Rispedito indietro al servizio clienti, con una letterina di accompagnamento: «Rimandatemi l’edizione normale, non quella di propaganda». Maurizio Morabito, giovane ingegnere elettronico, vive e lavora a Londra da dodici anni nell’investment banking della City. È un fedele abbonato dell’International Herald Tribune (edizione internazionale del New York Times), ma davanti al servizio della due corrispondenti Rachel Donadio e Elisabetta Povoledo sulla manifestazione delle donne (titolo: «Voci arrabbiate si alzano contro Berlusconi») non ci ha visto più: «Non era un articolo di reporting, un racconto dei fatti, ma un pezzo di propaganda spicciola.

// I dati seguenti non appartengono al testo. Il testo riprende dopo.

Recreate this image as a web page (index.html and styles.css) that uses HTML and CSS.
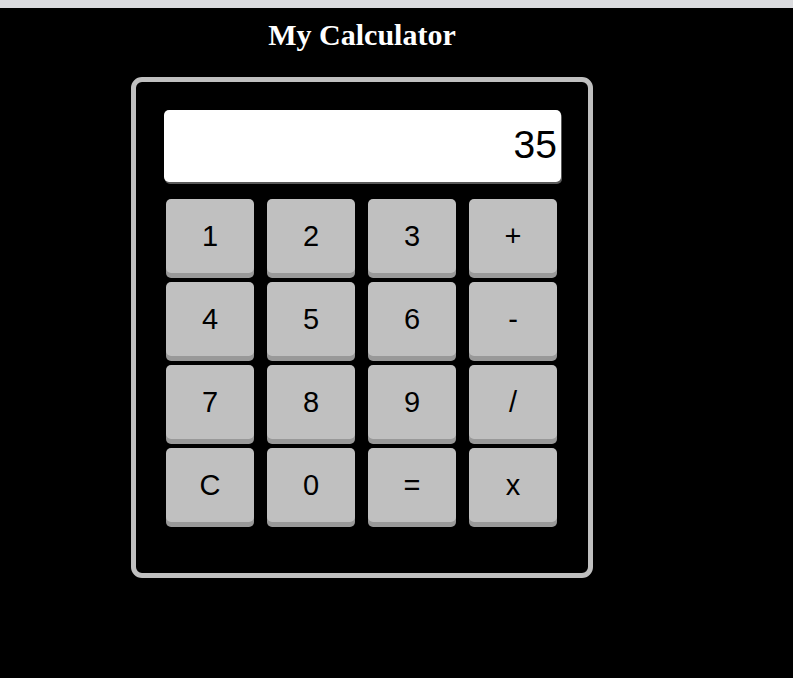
FILE: index.html
```html
<!DOCTYPE html>
<html>
<head>
<meta charset="utf-8">
<link rel="stylesheet" href="styles.css">
</head>
<body>
<div class="topbar"></div>
<div class="page">
  <h1 class="title">My Calculator</h1>
  <div class="calc">
    <div class="display">35</div>
    <div class="keys">
      <button class="key">1</button>
      <button class="key">2</button>
      <button class="key">3</button>
      <button class="key">+</button>
      <button class="key">4</button>
      <button class="key">5</button>
      <button class="key">6</button>
      <button class="key">-</button>
      <button class="key">7</button>
      <button class="key">8</button>
      <button class="key">9</button>
      <button class="key">/</button>
      <button class="key">C</button>
      <button class="key">0</button>
      <button class="key">=</button>
      <button class="key">x</button>
    </div>
  </div>
</div>
</body>
</html>
```
FILE: styles.css
```css
html, body {
  margin: 0;
  padding: 0;
  background: #000;
  height: 100%;
}
.topbar {
  height: 8px;
  background: #dadbde;
}
.page {
  width: 724px;
  padding-top: 10px;
}
.title {
  margin: 0;
  text-align: center;
  color: #fff;
  font-family: "Liberation Serif", "Times New Roman", serif;
  font-weight: bold;
  font-size: 30px;
  line-height: 34px;
}
.calc {
  width: 462px;
  height: 501px;
  box-sizing: border-box;
  margin: 25px auto 0;
  border: 5px solid #c0c0c0;
  border-radius: 11px;
  padding: 28px 27px 0 28px;
}
.display {
  width: 397px;
  height: 72px;
  box-sizing: border-box;
  background: #fff;
  border-radius: 5px;
  box-shadow: 1px 2px 0 #5a5a5a;
  padding-right: 4px;
  text-align: right;
  font-family: "Liberation Sans", Arial, sans-serif;
  font-size: 39px;
  line-height: 70px;
  color: #000;
}
.keys {
  display: grid;
  grid-template-columns: repeat(4, 88px);
  grid-auto-rows: 74px;
  column-gap: 13px;
  row-gap: 9px;
  margin: 17px 0 0 2px;
}
.key {
  border: none;
  margin: 0;
  padding: 0;
  background: #c0c0c0;
  border-radius: 5px;
  box-shadow: 0 5px 0 #999999;
  font-family: "Liberation Sans", Arial, sans-serif;
  font-size: 29px;
  color: #000;
  cursor: pointer;
}
```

Ho fatto un calcolo: l’articolo è di 784 parole, di cui 766 sono contro Berlusconi».
In realtà Morabito non è che fosse stupito più di tanto. «I giornali inglesi cercano sempre di raccontare l’Italia in modo macchiettistico, come un Paese di gente simpatica ma inaffidabile, governata da un mezzo mostro. C’è un pregiudizio sull’Italia che viene costantemente nutrito dagli articoli della stampa inglese, è quello che i loro lettori si aspettano. Le ragioni sono due. Gli inglesi si sentono in competizione con l’Italia perché gli indicatori economici ci danno spesso alla pari con loro se non più avanti. Quindi i media sono contenti quando possono farci apparire come peggiori di loro. Poi c’è il vecchio problema dei corrispondenti dei giornali stranieri a Roma, che sono tutti ospiti del “club” di Repubblica e assorbono quel modo di vedere le cose».
Le tv britanniche, quando devono sentire un esperto di cose italiane, intervistano la corrispondente dell’Espresso, «che parla malissimo dell’Italia». A volte i quotidiani britannici scendono in campo (il nostro), come quando il Guardian, alle ultime europee, «di fatto disse chi andava votato tra i candidati italiani». «Mandammo una lettera di protesta all’ambasciata italiana». Un’altra volta il Sunday Times pubblicò una bufala su un comandante talebano pagato dal governo italiano («lì andammo direttamente dal vicedirettore a lamentarci»).
Insomma il macchiettismo di un’Italia cialtrona, inconcludente e minacciata dal mostro Berlusconi rassicura il lettore britannico. Chi compra un giornale si aspetta di veder confermato il suo pregiudizio. «Così come non si aspettano un latin lover norvegese o un grande chef svizzero, i lettori inglesi così non sono preparati a sentir parlare bene del governo italiano».
Ma allora cosa succede quando non governa Berusconi? «Semplicemente parlano molto meno dell’Italia, o non ne parlano affatto. I giornali inglesi fanno un po’ come i comici italiani, che quando non c’è Berlusconi al governo non prendono in giro i nuovi ministri, ma sempre Berlusconi». E se di Obama «qualunque cosa faccia è sempre celebrato», per Berlusconi è il contrario, «se camminasse sull’acqua direbbero che non sa nuotare». Colpa anche dello staff berlusconiano «che non ha curato i rapporti con la stampa straniera, li ha dati per persi da molto tempo».
A Londra la comunità italiana si divide in due: «Quelli che si vergognano di essere italiani e subiscono lo stereotipo raccontato dai giornali inglesi, e quelli che invece soffrono di questo fango che ci buttano addosso». Chissà cosa gli risponderà l’International Herald Tribune.